The Volvo FL and FE Electric medium-duty range provides a zero emissions option in GVM applications ranging from 16,000 to 26,000kg. Electric Volvo FL and FE medium-duty trucks are operating in Australian fleets including Linfox, Team Global Express and Australia Post.
Volvo has also announced the first Australian order of the recently unveiled heavy-duty truck, the FH Electric which is the largest truck in Volvo’s fleet of electric vehicles and has a range of 300km at a GVM of around 44 tonnes.
The order also includes the mid-sized FL Electric, which has a range of 400km and both trucks are anticipated to be delivered to Followmont Transport in late 2023. An order for a FMX Electric prime mover has been placed by Queensland Fire and Rescue.

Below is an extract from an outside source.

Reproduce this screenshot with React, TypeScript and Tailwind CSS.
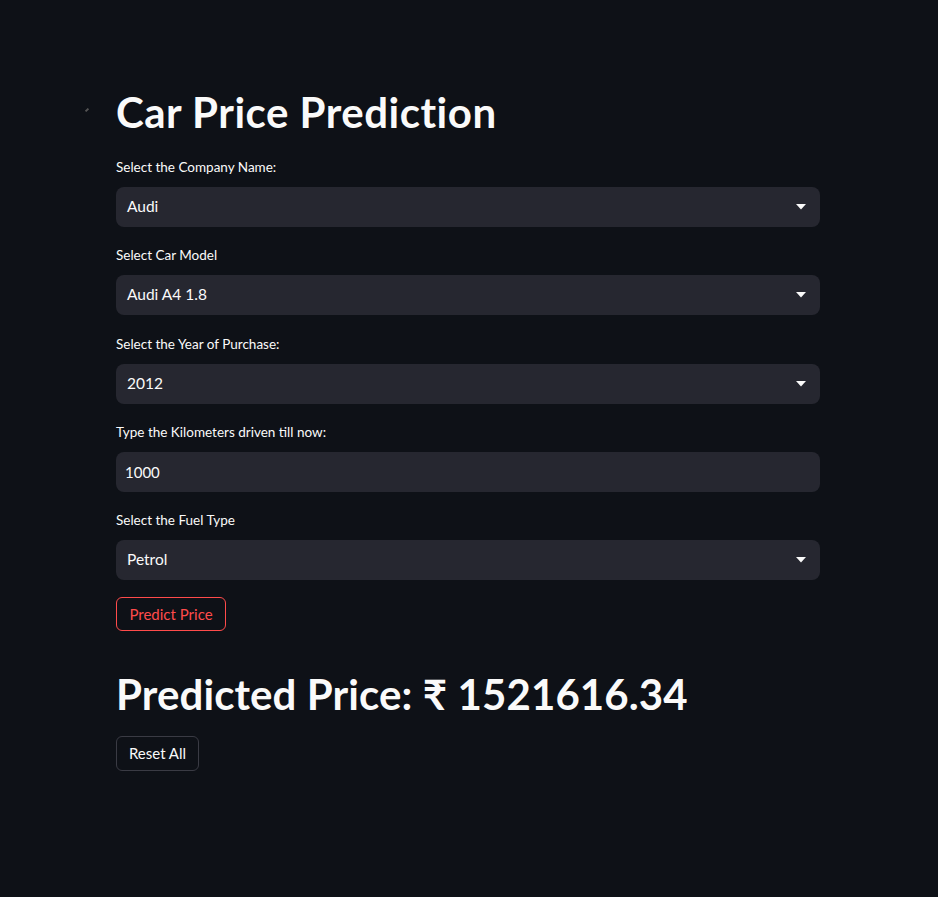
import React from "react";

const font = { fontFamily: '"Lato", "Noto Sans", sans-serif' };

function Caret() {
  return (
    <svg width="10" height="6" viewBox="0 0 10 6" className="shrink-0">
      <path d="M0 0 H10 L5 5.5 Z" fill="#fafafa" />
    </svg>
  );
}

function Label({ text }: { text: string }) {
  return <div className="h-[20px] text-[13.5px] leading-[20px] text-[#fafafa] mb-[10px]">{text}</div>;
}

function SelectBox({ value }: { value: string }) {
  return (
    <div className="h-[40px] rounded-[8px] bg-[#262730] flex items-center justify-between pl-[11px] pr-[14px]">
      <span className="text-[15.5px] text-[#fafafa]">{value}</span>
      <Caret />
    </div>
  );
}

function Field({ label, value, gap }: { label: string; value: string; gap: string }) {
  return (
    <div className={gap}>
      <Label text={label} />
      <SelectBox value={value} />
    </div>
  );
}

export default function App() {
  return (
    <div className="min-h-screen w-full bg-[#0e1117]" style={font}>
      <div className="relative ml-[116px] w-[704px] pt-[83px]">
        <div className="absolute left-[-30px] top-[108px] h-[4px] w-[2px] rotate-45 bg-[#555]" />
        <h1 className="h-[58px] text-[42px] font-bold leading-[58px] tracking-[0.5px] text-[#fafafa]">
          Car Price Prediction
        </h1>
        <div className="mt-[16px]">
          <Field label="Select the Company Name:" value="Audi" gap="mb-[18px]" />
          <Field label="Select Car Model" value="Audi A4 1.8" gap="mb-[19px]" />
          <Field label="Select the Year of Purchase:" value="2012" gap="mb-[18px]" />
          <div className="mb-[18px]">
            <Label text="Type the Kilometers driven till now:" />
            <div className="h-[40px] rounded-[8px] bg-[#262730] flex items-center pl-[9px]">
              <span className="text-[15px] text-[#fafafa]">1000</span>
            </div>
          </div>
          <Field label="Select the Fuel Type" value="Petrol" gap="" />
        </div>
        <button className="mt-[17px] h-[34px] w-[110px] rounded-[6px] border border-[#ff4b4b] bg-[#0e1117] text-[15px] text-[#ff4b4b]">
          Predict Price
        </button>
        <h2 className="mt-[38px] h-[50px] text-[42px] font-bold leading-[50px] tracking-[0.1px] text-[#fafafa]">
          Predicted Price: ₹ 1521616.34
        </h2>
        <button className="mt-[17px] h-[35px] w-[83px] rounded-[6px] border border-[#3a3b44] bg-[#0e1117] text-[15px] text-[#fafafa]">
          Reset All
        </button>
      </div>
    </div>
  );
}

“We’re really excited to have our entire electric range now available for sale in Australia” says Gary Bone, Vice President Volvo Trucks Australia. “The charging network is going to be critical to the success of these electric vehicles for our customers and the industry as a whole. At Volvo we use the acronym ABC: ‘Always Be Charging’. We are encouraging our customers that when they do pull up to load or unload, or the driver is on a rest break, start charging.”
A basic Alternating Current charger capable of charging 22kW hours for medium-duty and 43kW hours for a heavy-duty application is simple to install and requires around eight hours to fully charge a truck.
Direct Current chargers require more investment and are more sensitive to depot energy availability and performance ranges from 50-150kWh units requiring 1.5 to 3 hours charging time, all the way to 1,000kWh units needing just 16 minutes to recharge.
“When we delivered our first two electric trucks to customers for trials last year, we said that this was just the start of our Australian electro-mobility journey,” says Paul Illmer, Vice President Emerging Technology, Volvo Group Australia.
“Customer demand for electric transport options is fast becoming a tsunami, and we are now well placed to ride that wave of demand”.